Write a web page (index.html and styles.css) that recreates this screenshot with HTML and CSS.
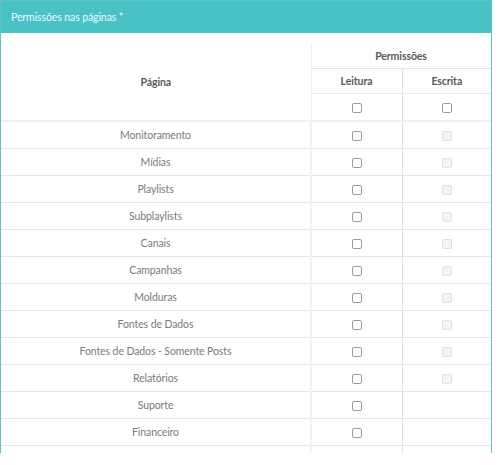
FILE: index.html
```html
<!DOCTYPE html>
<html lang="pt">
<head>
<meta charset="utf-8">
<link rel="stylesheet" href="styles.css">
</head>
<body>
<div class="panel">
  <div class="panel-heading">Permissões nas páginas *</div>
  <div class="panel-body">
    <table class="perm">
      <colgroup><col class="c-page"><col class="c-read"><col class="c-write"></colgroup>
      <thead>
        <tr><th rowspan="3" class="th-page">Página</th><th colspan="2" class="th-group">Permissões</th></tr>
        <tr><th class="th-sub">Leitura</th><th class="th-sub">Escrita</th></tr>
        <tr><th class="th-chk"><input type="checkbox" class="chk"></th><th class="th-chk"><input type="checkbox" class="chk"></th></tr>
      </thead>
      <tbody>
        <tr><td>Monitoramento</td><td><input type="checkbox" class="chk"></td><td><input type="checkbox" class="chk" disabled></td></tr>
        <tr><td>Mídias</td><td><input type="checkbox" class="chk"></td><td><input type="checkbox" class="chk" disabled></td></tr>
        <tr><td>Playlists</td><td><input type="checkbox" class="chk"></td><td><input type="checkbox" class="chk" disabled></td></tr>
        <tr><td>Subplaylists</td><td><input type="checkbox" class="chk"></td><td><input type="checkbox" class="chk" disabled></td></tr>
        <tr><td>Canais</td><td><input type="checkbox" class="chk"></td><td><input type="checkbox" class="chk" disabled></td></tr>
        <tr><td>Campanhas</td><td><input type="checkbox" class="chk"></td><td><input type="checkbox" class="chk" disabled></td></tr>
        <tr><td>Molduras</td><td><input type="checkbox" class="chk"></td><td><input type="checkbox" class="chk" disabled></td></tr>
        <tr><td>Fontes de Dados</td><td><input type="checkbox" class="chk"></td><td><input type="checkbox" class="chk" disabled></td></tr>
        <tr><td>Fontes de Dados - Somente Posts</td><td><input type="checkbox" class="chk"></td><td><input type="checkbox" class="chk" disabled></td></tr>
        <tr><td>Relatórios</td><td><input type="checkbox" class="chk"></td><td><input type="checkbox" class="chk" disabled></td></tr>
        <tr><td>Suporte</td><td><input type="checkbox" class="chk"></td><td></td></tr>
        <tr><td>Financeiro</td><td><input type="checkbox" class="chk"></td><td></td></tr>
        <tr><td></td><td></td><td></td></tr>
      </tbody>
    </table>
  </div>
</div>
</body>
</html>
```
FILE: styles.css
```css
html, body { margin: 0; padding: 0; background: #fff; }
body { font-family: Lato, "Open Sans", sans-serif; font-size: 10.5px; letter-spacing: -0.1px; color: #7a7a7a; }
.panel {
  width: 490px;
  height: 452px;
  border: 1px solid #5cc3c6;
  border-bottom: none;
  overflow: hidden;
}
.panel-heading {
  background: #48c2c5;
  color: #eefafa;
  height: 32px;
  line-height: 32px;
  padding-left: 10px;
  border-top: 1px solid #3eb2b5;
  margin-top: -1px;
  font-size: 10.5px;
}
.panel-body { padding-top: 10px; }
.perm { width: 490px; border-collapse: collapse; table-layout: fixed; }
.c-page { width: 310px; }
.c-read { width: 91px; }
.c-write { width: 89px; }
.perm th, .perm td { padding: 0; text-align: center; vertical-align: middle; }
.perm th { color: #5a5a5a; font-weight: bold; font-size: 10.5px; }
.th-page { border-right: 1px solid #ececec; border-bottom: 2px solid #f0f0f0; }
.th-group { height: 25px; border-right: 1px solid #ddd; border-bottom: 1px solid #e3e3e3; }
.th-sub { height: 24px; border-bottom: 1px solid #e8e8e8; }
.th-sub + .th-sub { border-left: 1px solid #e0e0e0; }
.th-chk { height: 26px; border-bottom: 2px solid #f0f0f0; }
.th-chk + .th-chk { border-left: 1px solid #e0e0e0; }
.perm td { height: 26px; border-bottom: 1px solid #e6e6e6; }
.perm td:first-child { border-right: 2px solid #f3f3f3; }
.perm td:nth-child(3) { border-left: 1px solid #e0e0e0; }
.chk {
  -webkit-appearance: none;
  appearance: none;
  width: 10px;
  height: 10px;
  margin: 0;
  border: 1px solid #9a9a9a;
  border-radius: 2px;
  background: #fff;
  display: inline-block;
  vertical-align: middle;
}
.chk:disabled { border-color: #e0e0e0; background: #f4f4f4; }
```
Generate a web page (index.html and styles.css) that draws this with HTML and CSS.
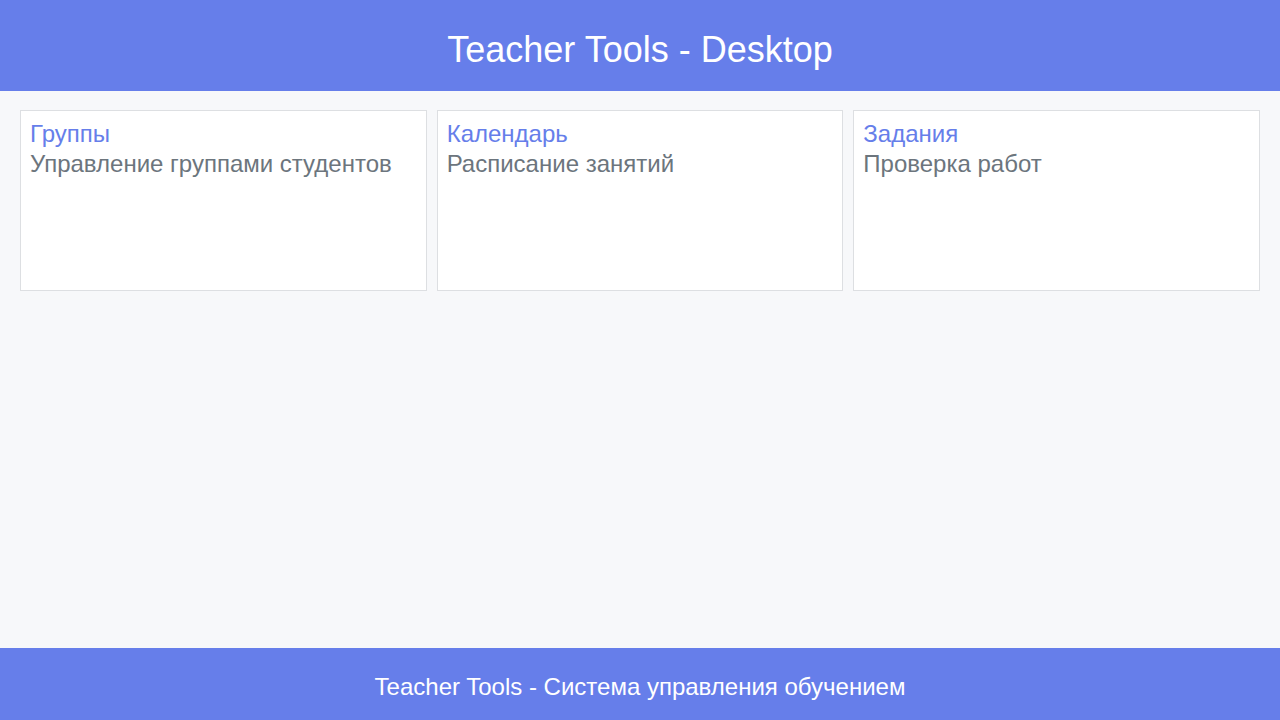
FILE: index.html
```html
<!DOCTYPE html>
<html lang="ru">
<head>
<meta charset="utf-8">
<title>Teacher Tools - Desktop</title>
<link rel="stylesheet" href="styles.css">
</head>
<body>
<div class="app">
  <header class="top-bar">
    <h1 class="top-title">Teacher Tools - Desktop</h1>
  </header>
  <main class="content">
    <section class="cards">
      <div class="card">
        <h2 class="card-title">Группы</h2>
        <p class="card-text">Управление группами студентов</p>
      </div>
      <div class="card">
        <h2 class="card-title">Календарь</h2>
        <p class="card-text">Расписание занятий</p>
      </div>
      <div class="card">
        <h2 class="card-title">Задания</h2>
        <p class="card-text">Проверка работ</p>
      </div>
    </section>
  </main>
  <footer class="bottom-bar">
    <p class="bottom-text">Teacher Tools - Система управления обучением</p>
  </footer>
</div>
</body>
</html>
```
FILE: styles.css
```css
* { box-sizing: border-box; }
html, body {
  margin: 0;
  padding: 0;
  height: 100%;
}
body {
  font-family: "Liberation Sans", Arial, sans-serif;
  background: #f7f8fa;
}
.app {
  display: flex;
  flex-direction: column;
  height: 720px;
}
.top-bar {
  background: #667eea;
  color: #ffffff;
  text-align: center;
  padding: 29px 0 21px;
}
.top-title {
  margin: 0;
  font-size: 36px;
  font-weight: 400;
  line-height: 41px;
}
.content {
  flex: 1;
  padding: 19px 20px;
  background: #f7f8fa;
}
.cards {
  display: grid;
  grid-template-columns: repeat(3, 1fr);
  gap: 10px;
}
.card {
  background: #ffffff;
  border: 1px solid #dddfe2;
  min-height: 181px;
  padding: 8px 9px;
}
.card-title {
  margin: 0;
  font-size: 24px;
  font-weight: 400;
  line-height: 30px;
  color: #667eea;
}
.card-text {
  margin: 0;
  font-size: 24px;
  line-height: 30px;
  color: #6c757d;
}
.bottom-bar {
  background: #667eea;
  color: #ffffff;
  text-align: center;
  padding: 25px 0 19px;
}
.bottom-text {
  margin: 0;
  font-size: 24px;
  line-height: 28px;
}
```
--------
State how many lines of the listing include the word "page". Reply with the number alone.

> **SOLUTION FOR THIS PROBLEM**
6